## [Problem]
Restate the data exactly as given and keep the pictures out.

++++++++

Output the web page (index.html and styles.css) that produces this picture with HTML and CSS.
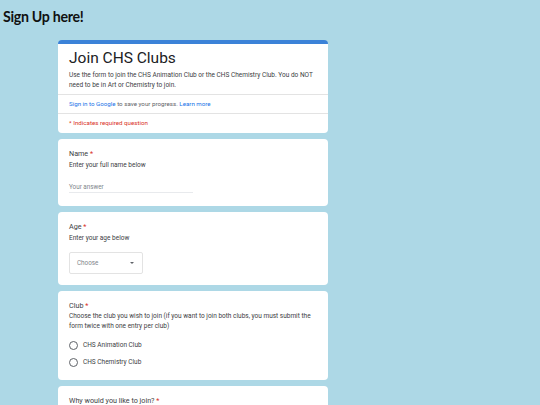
FILE: index.html
```html
<!DOCTYPE html>
<html>
<head>
<meta charset="utf-8">
<link rel="stylesheet" href="styles.css">
</head>
<body>
<h1 class="page-title">Sign Up here!</h1>
<div class="form">
  <div class="card card-head">
    <div class="head-main">
      <div class="form-title">Join CHS Clubs</div>
      <div class="form-desc">Use the form to join the CHS Animation Club or the CHS Chemistry Club. You do NOT need to be in Art or Chemistry to join.</div>
    </div>
    <div class="head-row"><span class="link">Sign in to Google</span> to save your progress. <span class="link">Learn more</span></div>
    <div class="head-row req">* Indicates required question</div>
  </div>

  <div class="card q">
    <div class="q-title">Name <span class="star">*</span></div>
    <div class="q-desc">Enter your full name below</div>
    <div class="answer">Your answer</div>
  </div>

  <div class="card q q-age">
    <div class="q-title">Age <span class="star">*</span></div>
    <div class="q-desc">Enter your age below</div>
    <div class="select"><span>Choose</span><span class="caret"></span></div>
  </div>

  <div class="card q q-club">
    <div class="q-title">Club <span class="star">*</span></div>
    <div class="q-desc">Choose the club you wish to join (if you want to join both clubs, you must submit the form twice with one entry per club)</div>
    <div class="options">
      <div class="opt"><span class="radio"></span>CHS Animation Club</div>
      <div class="opt"><span class="radio"></span>CHS Chemistry Club</div>
    </div>
  </div>

  <div class="card q q-last">
    <div class="q-title">Why would you like to join? <span class="star">*</span></div>
  </div>
</div>
</body>
</html>
```
FILE: styles.css
```css
html, body {
  margin: 0;
  padding: 0;
  background: #add8e6;
  overflow: hidden;
  height: 405px;
}
body {
  font-family: Roboto, "Liberation Sans", sans-serif;
  color: #3c4043;
}
.page-title {
  font-family: Lato, "Liberation Sans", sans-serif;
  font-weight: 700;
  font-size: 14.2px;
  line-height: 20px;
  margin: 7px 0 0 3px;
  letter-spacing: -0.3px;
  color: #111;
}
.form {
  width: 270px;
  margin: 13px 0 0 58px;
  display: flex;
  flex-direction: column;
  gap: 6px;
}
.card {
  background: #fff;
  border-radius: 4px;
}
.card-head {
  border-top: 4px solid #3b82d8;
}
.head-main {
  padding: 4px 11px 4px;
}
.form-title {
  font-size: 15.5px;
  line-height: 20px;
  color: #202124;
}
.form-desc {
  margin-top: 2px;
  font-size: 6.5px;
  line-height: 10px;
}
.head-row {
  border-top: 1px solid #e3e3e3;
  font-size: 6.2px;
  line-height: 18px;
  padding: 0 11px;
  color: #5f6368;
}
.head-row.req {
  line-height: 19px;
  color: #d93025;
}
.link { color: #1a73e8; }
.q {
  padding: 10px 11px 13px;
}
.q-title {
  font-size: 7.2px;
  line-height: 10px;
}
.star { color: #d93025; }
.q-desc {
  margin-top: 1px;
  font-size: 6.5px;
  line-height: 10px;
}
.answer {
  width: 124px;
  margin-top: 12px;
  font-size: 6.3px;
  line-height: 10px;
  color: #80868b;
  border-bottom: 1px solid #e8eaed;
}
.q-age {
  padding-bottom: 11px;
}
.select {
  margin-top: 9px;
  width: 74px;
  height: 22px;
  box-sizing: border-box;
  border: 1px solid #e3e3e3;
  border-radius: 2px;
  display: flex;
  align-items: center;
  justify-content: space-between;
  padding: 0 7px;
  font-size: 6.3px;
  color: #80868b;
}
.caret {
  width: 0;
  height: 0;
  border-left: 2.5px solid transparent;
  border-right: 2.5px solid transparent;
  border-top: 2.5px solid #5f6368;
  margin-right: 1px;
}
.q-club .q-desc {
  line-height: 9.5px;
}
.options {
  margin-top: 9px;
  display: flex;
  flex-direction: column;
  gap: 7px;
}
.opt {
  display: flex;
  align-items: center;
  gap: 5px;
  font-size: 6.5px;
  line-height: 10px;
}
.radio {
  width: 9px;
  height: 9px;
  box-sizing: border-box;
  border: 1.3px solid #5f6368;
  border-radius: 50%;
}
.q-last {
  padding-bottom: 6px;
}
```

++++++++

## [Complete answer]
Output the web page (index.html and styles.css) that produces this picture with HTML and CSS.
FILE: index.html
```html
<!DOCTYPE html>
<html>
<head>
<meta charset="utf-8">
<link rel="stylesheet" href="styles.css">
</head>
<body>
<h1 class="page-title">Sign Up here!</h1>
<div class="form">
  <div class="card card-head">
    <div class="head-main">
      <div class="form-title">Join CHS Clubs</div>
      <div class="form-desc">Use the form to join the CHS Animation Club or the CHS Chemistry Club. You do NOT need to be in Art or Chemistry to join.</div>
    </div>
    <div class="head-row"><span class="link">Sign in to Google</span> to save your progress. <span class="link">Learn more</span></div>
    <div class="head-row req">* Indicates required question</div>
  </div>

  <div class="card q">
    <div class="q-title">Name <span class="star">*</span></div>
    <div class="q-desc">Enter your full name below</div>
    <div class="answer">Your answer</div>
  </div>

  <div class="card q q-age">
    <div class="q-title">Age <span class="star">*</span></div>
    <div class="q-desc">Enter your age below</div>
    <div class="select"><span>Choose</span><span class="caret"></span></div>
  </div>

  <div class="card q q-club">
    <div class="q-title">Club <span class="star">*</span></div>
    <div class="q-desc">Choose the club you wish to join (if you want to join both clubs, you must submit the form twice with one entry per club)</div>
    <div class="options">
      <div class="opt"><span class="radio"></span>CHS Animation Club</div>
      <div class="opt"><span class="radio"></span>CHS Chemistry Club</div>
    </div>
  </div>

  <div class="card q q-last">
    <div class="q-title">Why would you like to join? <span class="star">*</span></div>
  </div>
</div>
</body>
</html>
```
FILE: styles.css
```css
html, body {
  margin: 0;
  padding: 0;
  background: #add8e6;
  overflow: hidden;
  height: 405px;
}
body {
  font-family: Roboto, "Liberation Sans", sans-serif;
  color: #3c4043;
}
.page-title {
  font-family: Lato, "Liberation Sans", sans-serif;
  font-weight: 700;
  font-size: 14.2px;
  line-height: 20px;
  margin: 7px 0 0 3px;
  letter-spacing: -0.3px;
  color: #111;
}
.form {
  width: 270px;
  margin: 13px 0 0 58px;
  display: flex;
  flex-direction: column;
  gap: 6px;
}
.card {
  background: #fff;
  border-radius: 4px;
}
.card-head {
  border-top: 4px solid #3b82d8;
}
.head-main {
  padding: 4px 11px 4px;
}
.form-title {
  font-size: 15.5px;
  line-height: 20px;
  color: #202124;
}
.form-desc {
  margin-top: 2px;
  font-size: 6.5px;
  line-height: 10px;
}
.head-row {
  border-top: 1px solid #e3e3e3;
  font-size: 6.2px;
  line-height: 18px;
  padding: 0 11px;
  color: #5f6368;
}
.head-row.req {
  line-height: 19px;
  color: #d93025;
}
.link { color: #1a73e8; }
.q {
  padding: 10px 11px 13px;
}
.q-title {
  font-size: 7.2px;
  line-height: 10px;
}
.star { color: #d93025; }
.q-desc {
  margin-top: 1px;
  font-size: 6.5px;
  line-height: 10px;
}
.answer {
  width: 124px;
  margin-top: 12px;
  font-size: 6.3px;
  line-height: 10px;
  color: #80868b;
  border-bottom: 1px solid #e8eaed;
}
.q-age {
  padding-bottom: 11px;
}
.select {
  margin-top: 9px;
  width: 74px;
  height: 22px;
  box-sizing: border-box;
  border: 1px solid #e3e3e3;
  border-radius: 2px;
  display: flex;
  align-items: center;
  justify-content: space-between;
  padding: 0 7px;
  font-size: 6.3px;
  color: #80868b;
}
.caret {
  width: 0;
  height: 0;
  border-left: 2.5px solid transparent;
  border-right: 2.5px solid transparent;
  border-top: 2.5px solid #5f6368;
  margin-right: 1px;
}
.q-club .q-desc {
  line-height: 9.5px;
}
.options {
  margin-top: 9px;
  display: flex;
  flex-direction: column;
  gap: 7px;
}
.opt {
  display: flex;
  align-items: center;
  gap: 5px;
  font-size: 6.5px;
  line-height: 10px;
}
.radio {
  width: 9px;
  height: 9px;
  box-sizing: border-box;
  border: 1.3px solid #5f6368;
  border-radius: 50%;
}
.q-last {
  padding-bottom: 6px;
}
```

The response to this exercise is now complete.